“Nunca na minha carreira vi uma falha tão grande de controlos corporativos e uma completa inexistência de informação financeira de confiança como aqui” foram as palavras escolhidas por John J. Ray III, uns dias depois de se tornar CEO da FTX e iniciar os procedimentos para avançar com a sua insolvência. Elas ganham especial importância dado que vêm da mesma pessoa que tratou da insolvência da Enron, a gigante energética que no início do milénio foi ao fundo, depois de se saber que andava a esconder milhares de milhões de dólares em dívidas.

No caso da FTX, a empresa criada por Sam Bankman-Fried viu a sua operação ser desmascarada na semana passada, onde vieram ao olho público não só uma série de fraudes e maus atores na forma como utilizava os fundos dos utilizadores da sua plataforma de transação de criptomoedas, mas também uma conjunto de abusos de confiançanaquilo que eram os seus parceiros institucionais, desde investidores a parceiros comerciais.

Os documentos fornecidos pela empresa no âmbito do “Chapter 11”, lei sob o qual empresas declaram insolvência nos EUA, revelaram os primeiros dados sobre aquilo que a FTX estava a fazer de errado.
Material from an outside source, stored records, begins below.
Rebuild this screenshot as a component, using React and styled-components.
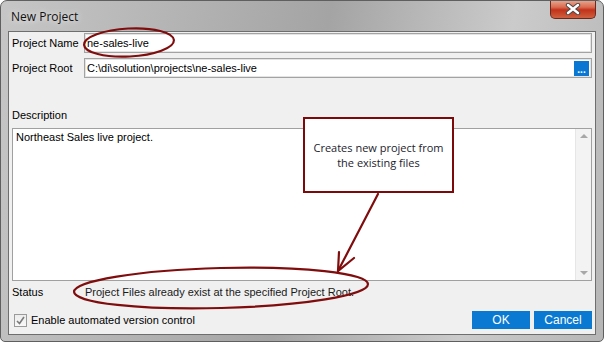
import React from "react"
import styled, {createGlobalStyle} from "styled-components"

const GlobalStyle = createGlobalStyle`
    html, body {
        margin: 0;
        padding: 0;
        background: #ffffff;
    }
    body {
        font-family: "Liberation Sans", Arial, sans-serif;
        font-size: 11px;
        color: #000;
    }
`

const Window = styled.div`
    position: relative;
    width: 604px;
    height: 342px;
    box-sizing: border-box;
    border: 1px solid #5f5f5f;
    border-radius: 7px 7px 5px 5px;
    background: linear-gradient(100deg, #c6c6c6 0%, #b5b5b5 25%, #a4a4a4 50%, #cbcbcb 78%, #b6b6b6 100%);
    display: flex;
    flex-direction: column;
    overflow: hidden;
`

const TitleBar = styled.div`
    height: 30px;
    display: flex;
    align-items: flex-start;
    justify-content: space-between;
    padding-left: 10px;
`

const Title = styled.span`
    font-family: "Open Sans", "Noto Sans", sans-serif;
    font-size: 12px;
    line-height: 31px;
    color: #111;
    text-shadow: 0 0 6px rgba(255, 255, 255, 0.9);
`

const CloseButton = styled.div`
    width: 46px;
    height: 19px;
    margin-right: 7px;
    margin-top: -1px;
    box-sizing: border-box;
    border: 1px solid #6b2a20;
    border-top: none;
    border-radius: 0 0 5px 5px;
    background: linear-gradient(#e9ab95 0%, #da6b50 40%, #c2321b 55%, #d0603f 100%);
    display: flex;
    align-items: center;
    justify-content: center;
`

const Client = styled.div`
    margin: 0 7px 0 7px;
    height: 304px;
    box-sizing: border-box;
    border: 1px solid #6e6e6e;
    background: #f0f0f0;
    padding: 1px 3px 0 3px;
    display: flex;
    flex-direction: column;
`

const FieldRow = styled.div`
    display: flex;
    align-items: center;
    height: 20px;
    margin-top: ${({$gap}) => $gap || 0}px;
`

const Label = styled.span`
    width: 72px;
    flex: none;
    white-space: nowrap;
`

const TextBox = styled.div`
    position: relative;
    flex: 1;
    height: 20px;
    box-sizing: border-box;
    border: 1px solid #a3a3a3;
    box-shadow: inset 0 0 0 1px #e4e4e4;
    background: #fff;
    padding-left: 2px;
    display: flex;
    align-items: center;
`

const BrowseButton = styled.div`
    position: absolute;
    right: 2px;
    top: 2px;
    width: 15px;
    height: 15px;
    background: #0a78d2;
    color: #fff;
    font-size: 10px;
    font-weight: bold;
    line-height: 17px;
    text-align: center;
`

const SectionLabel = styled.div`
    line-height: 14px;
    margin-top: ${({$gap}) => $gap}px;
`

const TextArea = styled.div`
    position: relative;
    margin-top: 6px;
    height: 153px;
    box-sizing: border-box;
    border: 1px solid #a0a0a0;
    background: #fff;
    padding: 2px 0 0 3px;
`

const ScrollBar = styled.div`
    position: absolute;
    right: 0;
    top: 0;
    bottom: 0;
    width: 16px;
    background: #f3f3f3;
    border-left: 1px solid #e6e6e6;
    display: flex;
    flex-direction: column;
    justify-content: space-between;
    align-items: center;
    padding: 5px 0;
    box-sizing: border-box;
`

const Arrow = styled.div`
    width: 0;
    height: 0;
    border-left: 4px solid transparent;
    border-right: 4px solid transparent;
    ${({$down}) => $down ? "border-top: 4px solid #a8a8a8;" : "border-bottom: 4px solid #a8a8a8;"}
`

const StatusRow = styled.div`
    display: flex;
    line-height: 14px;
    margin-top: 4px;
`

const StatusText = styled.span`
    padding-left: 1px;
    color: #1a1a1a;
`

const BottomRow = styled.div`
    display: flex;
    align-items: center;
    justify-content: space-between;
    margin-top: 12px;
`

const CheckLabel = styled.label`
    display: flex;
    align-items: center;
    gap: 4px;
    padding-left: 2px;
`

const CheckBox = styled.span`
    width: 13px;
    height: 13px;
    box-sizing: border-box;
    border: 1px solid #9a9a9a;
    background: linear-gradient(#ececec, #f8f8f8);
    display: flex;
    align-items: center;
    justify-content: center;
`

const Buttons = styled.div`
    display: flex;
    gap: 4px;
`

const Button = styled.div`
    width: 58px;
    height: 18px;
    background: #0a79d1;
    color: #fff;
    font-size: 12px;
    line-height: 19px;
    text-align: center;
`

const Callout = styled.div`
    position: absolute;
    left: 302px;
    top: 116px;
    width: 151px;
    height: 76px;
    box-sizing: border-box;
    border: 2px solid #7d0a0a;
    background: #fff;
    padding-top: 21px;
    font-family: "Open Sans", "Noto Sans", sans-serif;
    font-size: 11px;
    line-height: 15px;
    color: #1c1c2c;
    text-align: center;
`

const Annotations = styled.svg`
    position: absolute;
    left: 0;
    top: 0;
    pointer-events: none;
`

const App = () => {
    return (
        <>
            <GlobalStyle/>
            <Window>
                <TitleBar>
                    <Title>New Project</Title>
                    <CloseButton>
                        <svg width="16" height="12" viewBox="0 0 16 12">
                            <path d="M3 2 L13 10 M13 2 L3 10" stroke="#4a4a4a" strokeWidth="4.4" strokeLinecap="round"/>
                            <path d="M3 2 L13 10 M13 2 L3 10" stroke="#ffffff" strokeWidth="2.4" strokeLinecap="round"/>
                        </svg>
                    </CloseButton>
                </TitleBar>

                <Client>
                    <FieldRow>
                        <Label>Project Name</Label>
                        <TextBox>ne-sales-live</TextBox>
                    </FieldRow>
                    <FieldRow $gap={5}>
                        <Label>Project Root</Label>
                        <TextBox>
                            C:\di\solution\projects\ne-sales-live
                            <BrowseButton>...</BrowseButton>
                        </TextBox>
                    </FieldRow>

                    <SectionLabel $gap={30}>Description</SectionLabel>
                    <TextArea>
                        Northeast Sales live project.
                        <ScrollBar>
                            <Arrow/>
                            <Arrow $down/>
                        </ScrollBar>
                    </TextArea>

                    <StatusRow>
                        <Label>Status</Label>
                        <StatusText>Project Files already exist at the specified Project Root.</StatusText>
                    </StatusRow>

                    <BottomRow>
                        <CheckLabel>
                            <CheckBox>
                                <svg width="9" height="9" viewBox="0 0 9 9">
                                    <path d="M1 5 L3.5 7.5 L8 1" fill="none" stroke="#7a7a7a" strokeWidth="1.6"/>
                                </svg>
                            </CheckBox>
                            Enable automated version control
                        </CheckLabel>
                        <Buttons>
                            <Button>OK</Button>
                            <Button>Cancel</Button>
                        </Buttons>
                    </BottomRow>
                </Client>

                <Callout>
                    Creates new project from<br/>the existing files
                </Callout>

                <Annotations width="604" height="342">
                    <g fill="none" stroke="#800d0d" strokeWidth="2.2" strokeLinecap="round">
                        <ellipse cx="128" cy="41.5" rx="45" ry="14" transform="rotate(-3 128 41.5)"/>
                        <ellipse cx="220" cy="287" rx="147" ry="20" transform="rotate(-1.5 220 287)"/>
                        <path d="M377 193 L337 270"/>
                        <path d="M338 251 L337 270 L353 257"/>
                    </g>
                </Annotations>
            </Window>
        </>
    )
}

export default App
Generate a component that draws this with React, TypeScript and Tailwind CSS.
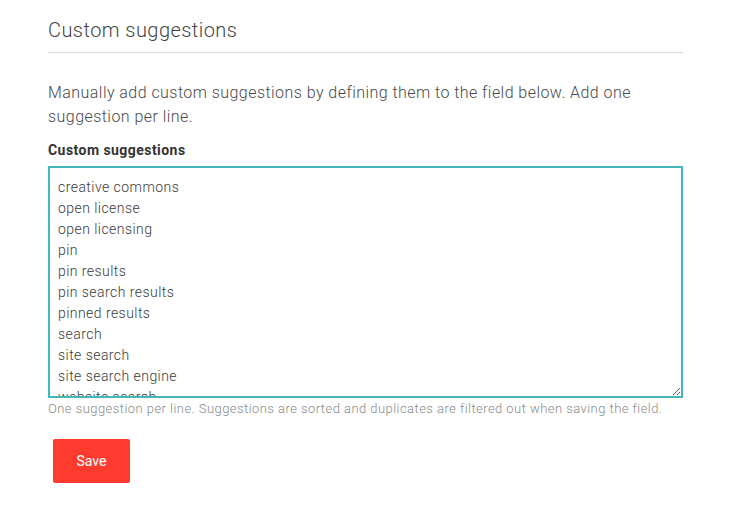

Estes são alguns dos highlights:

  • A estrutura corporativa da FTX é um caos entre as +100 subsidiárias, a forma como se relacionavam e quem era responsável pelas mesmas.

  • Não há uma consolidação dos depósitos dos utilizadores de forma a que se possa perceber fragilidades financeiras da empresa.

  • As divisões de trading (Alameda Research) e de investimento (FTX Ventures) não têm qualquer tipo de registo de transações atualizado e vão ter de ser desenvolvidos de raíz.

  • Existem 5.5 mil milhões de dólares registados como ativos da FTX Internacional que atualmente estão avaliados em 656 mil dólares (pouco mais de 0.1% do reportado).

  • Deve cerca de 3.1 mil milhões de dólares aos seus 50 maiores credores, sendo que ao maior “lesado” é devido cerca de 226 milhões de dólares.

  • Um dos auditores da FTX até ao momento era uma empresa chamada Pragar Metis, conhecida por ser a primeira a ter um escritório no metaverso.

Mão humana e perigos de contágio

Nos últimos dias, muitas têm sido as comparações feitas com o caso da FTX e com outros que têm surgido na criptoeconomia em 2022. O errático fator humano da bolha “dotcom” do início de 2000 e da crise sub-prime provocada pelo banco Lehman Brothers, que mudaram o panorama económico e empresarial, está todo lá, mas há uma coisa diferente: uma plataforma de regulação clara que permitia julgar de alguma forma os maus atores e encontrar compensações para os prejudicados. Por isso, nas próximas semanas existem 4 coisas para as quais vamos estar a olhar:

  1. Na política. O último ano de Bankman-Fried tinha sido a desenvolver relações valiosas com o status quo. Era um dos principais doadores de Joe Biden, era keynote speaker nos principais eventos de web3, reunia-se regularmente com membros do Congresso americano para o desenvolvimento de propostas para regulação cripto, sinalizando que as criptomoedas estavam finalmente prontas para ser mainstream. E todo esse trabalho (e doações) será provavelmente revisto.

  2. Na indústria. Há um medo claro da continuação do contágio e naquilo que é a perda de confiança originada por casos como este. Se todos os utilizadores começarem a desinvestir nas criptomoedas, estas poderão desvalorizar para níveis que levam mais exchanges e até outras empresas descentralizadas a enfrentar problemas de liquidez e a ter de tomar medidas mais drásticas.

  3. No investimento. Depois de um período em que houve muito dinheiro a entrar em várias empresas, de uma forma nem sempre o mais rigorosa possível, a maior parte dos VCs vai reforçar a sua “due diligence” para mitigar ao máximo o risco de acontecer outra FTX. Por exemplo, a Sequioa Capital já assumiu a perda completa do investimento de mais de 210 milhões de dólares na empresa americana.

  4. No mundo. Empresas do setor e partes interessadas terão um papel importante na explicação de que estas fraudes sucessivas não são necessariamente um problema da tecnologia blockchain e das criptomoedas, mas sim das pessoas por detrás da sua criação e comercialização como em qualquer outro negócio. A reputação e crescimento da web3 vão depender disso.

Há mais: Os documentos entregues pela FTX também revelam que nem todas as suas subsidiárias eram um buraco financeiro e que muitas tinham uma gestão responsável e um conjunto de ativos muito valioso, por isso vai ser interessante perceber, primeiro, quem poderá receber o dinheiro de volta e se, à medida que mais factos forem descobertos, Sam Bankman-Fried poderá enfentar acusação por algum tipo de crime.